--- START ---

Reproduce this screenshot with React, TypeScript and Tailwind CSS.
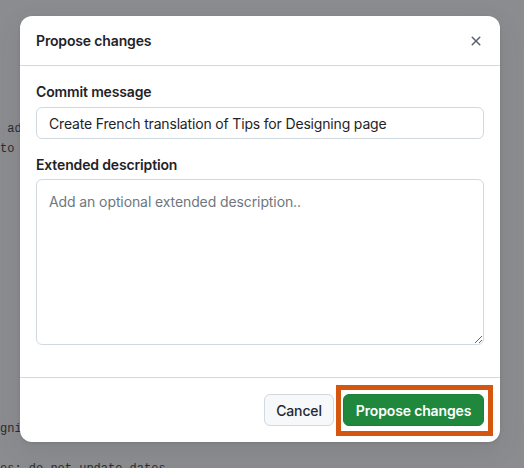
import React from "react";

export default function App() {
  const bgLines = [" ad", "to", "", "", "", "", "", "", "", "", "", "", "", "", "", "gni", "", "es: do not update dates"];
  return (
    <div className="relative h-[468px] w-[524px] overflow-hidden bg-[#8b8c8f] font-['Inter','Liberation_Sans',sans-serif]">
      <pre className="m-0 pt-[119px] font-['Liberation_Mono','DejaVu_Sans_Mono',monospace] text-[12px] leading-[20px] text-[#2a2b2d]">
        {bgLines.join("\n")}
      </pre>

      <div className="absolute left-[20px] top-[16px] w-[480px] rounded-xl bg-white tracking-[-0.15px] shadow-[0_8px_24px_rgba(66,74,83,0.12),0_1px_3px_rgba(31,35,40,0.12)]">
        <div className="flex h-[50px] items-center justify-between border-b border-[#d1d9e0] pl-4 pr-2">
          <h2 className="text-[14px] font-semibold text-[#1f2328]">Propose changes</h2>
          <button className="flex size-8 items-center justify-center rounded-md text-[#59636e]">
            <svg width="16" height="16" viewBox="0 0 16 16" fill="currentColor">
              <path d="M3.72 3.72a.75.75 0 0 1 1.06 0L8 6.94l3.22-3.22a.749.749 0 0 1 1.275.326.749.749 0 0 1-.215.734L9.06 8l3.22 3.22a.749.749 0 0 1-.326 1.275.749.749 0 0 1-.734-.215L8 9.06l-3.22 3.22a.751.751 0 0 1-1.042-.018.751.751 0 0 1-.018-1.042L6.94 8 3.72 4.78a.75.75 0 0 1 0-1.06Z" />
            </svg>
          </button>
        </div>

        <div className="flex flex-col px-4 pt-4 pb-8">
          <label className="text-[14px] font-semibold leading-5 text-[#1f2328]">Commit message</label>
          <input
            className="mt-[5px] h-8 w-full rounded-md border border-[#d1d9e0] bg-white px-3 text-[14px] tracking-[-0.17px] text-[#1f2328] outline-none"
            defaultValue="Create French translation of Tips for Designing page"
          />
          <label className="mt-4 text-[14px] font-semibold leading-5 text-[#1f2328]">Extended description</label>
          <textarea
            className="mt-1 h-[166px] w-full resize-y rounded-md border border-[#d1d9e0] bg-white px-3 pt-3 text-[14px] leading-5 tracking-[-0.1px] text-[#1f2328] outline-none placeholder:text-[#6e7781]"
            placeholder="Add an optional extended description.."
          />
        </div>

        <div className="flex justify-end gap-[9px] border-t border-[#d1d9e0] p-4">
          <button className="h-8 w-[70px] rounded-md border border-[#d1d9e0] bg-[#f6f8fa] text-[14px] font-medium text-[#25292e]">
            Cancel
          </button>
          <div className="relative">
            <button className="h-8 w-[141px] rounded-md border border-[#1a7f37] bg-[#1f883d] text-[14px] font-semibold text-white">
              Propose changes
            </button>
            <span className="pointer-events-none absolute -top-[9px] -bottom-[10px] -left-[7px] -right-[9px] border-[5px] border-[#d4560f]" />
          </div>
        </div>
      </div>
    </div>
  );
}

--- END ---

→ **WHAT IS ASKED**
Reproduce the data above in full, exactly as it is, with the pictures left out.

→ **FINAL RESULT**
Reproduce this screenshot with React, TypeScript and Tailwind CSS.
import React from "react";

export default function App() {
  const bgLines = [" ad", "to", "", "", "", "", "", "", "", "", "", "", "", "", "", "gni", "", "es: do not update dates"];
  return (
    <div className="relative h-[468px] w-[524px] overflow-hidden bg-[#8b8c8f] font-['Inter','Liberation_Sans',sans-serif]">
      <pre className="m-0 pt-[119px] font-['Liberation_Mono','DejaVu_Sans_Mono',monospace] text-[12px] leading-[20px] text-[#2a2b2d]">
        {bgLines.join("\n")}
      </pre>

      <div className="absolute left-[20px] top-[16px] w-[480px] rounded-xl bg-white tracking-[-0.15px] shadow-[0_8px_24px_rgba(66,74,83,0.12),0_1px_3px_rgba(31,35,40,0.12)]">
        <div className="flex h-[50px] items-center justify-between border-b border-[#d1d9e0] pl-4 pr-2">
          <h2 className="text-[14px] font-semibold text-[#1f2328]">Propose changes</h2>
          <button className="flex size-8 items-center justify-center rounded-md text-[#59636e]">
            <svg width="16" height="16" viewBox="0 0 16 16" fill="currentColor">
              <path d="M3.72 3.72a.75.75 0 0 1 1.06 0L8 6.94l3.22-3.22a.749.749 0 0 1 1.275.326.749.749 0 0 1-.215.734L9.06 8l3.22 3.22a.749.749 0 0 1-.326 1.275.749.749 0 0 1-.734-.215L8 9.06l-3.22 3.22a.751.751 0 0 1-1.042-.018.751.751 0 0 1-.018-1.042L6.94 8 3.72 4.78a.75.75 0 0 1 0-1.06Z" />
            </svg>
          </button>
        </div>

        <div className="flex flex-col px-4 pt-4 pb-8">
          <label className="text-[14px] font-semibold leading-5 text-[#1f2328]">Commit message</label>
          <input
            className="mt-[5px] h-8 w-full rounded-md border border-[#d1d9e0] bg-white px-3 text-[14px] tracking-[-0.17px] text-[#1f2328] outline-none"
            defaultValue="Create French translation of Tips for Designing page"
          />
          <label className="mt-4 text-[14px] font-semibold leading-5 text-[#1f2328]">Extended description</label>
          <textarea
            className="mt-1 h-[166px] w-full resize-y rounded-md border border-[#d1d9e0] bg-white px-3 pt-3 text-[14px] leading-5 tracking-[-0.1px] text-[#1f2328] outline-none placeholder:text-[#6e7781]"
            placeholder="Add an optional extended description.."
          />
        </div>

        <div className="flex justify-end gap-[9px] border-t border-[#d1d9e0] p-4">
          <button className="h-8 w-[70px] rounded-md border border-[#d1d9e0] bg-[#f6f8fa] text-[14px] font-medium text-[#25292e]">
            Cancel
          </button>
          <div className="relative">
            <button className="h-8 w-[141px] rounded-md border border-[#1a7f37] bg-[#1f883d] text-[14px] font-semibold text-white">
              Propose changes
            </button>
            <span className="pointer-events-none absolute -top-[9px] -bottom-[10px] -left-[7px] -right-[9px] border-[5px] border-[#d4560f]" />
          </div>
        </div>
      </div>
    </div>
  );
}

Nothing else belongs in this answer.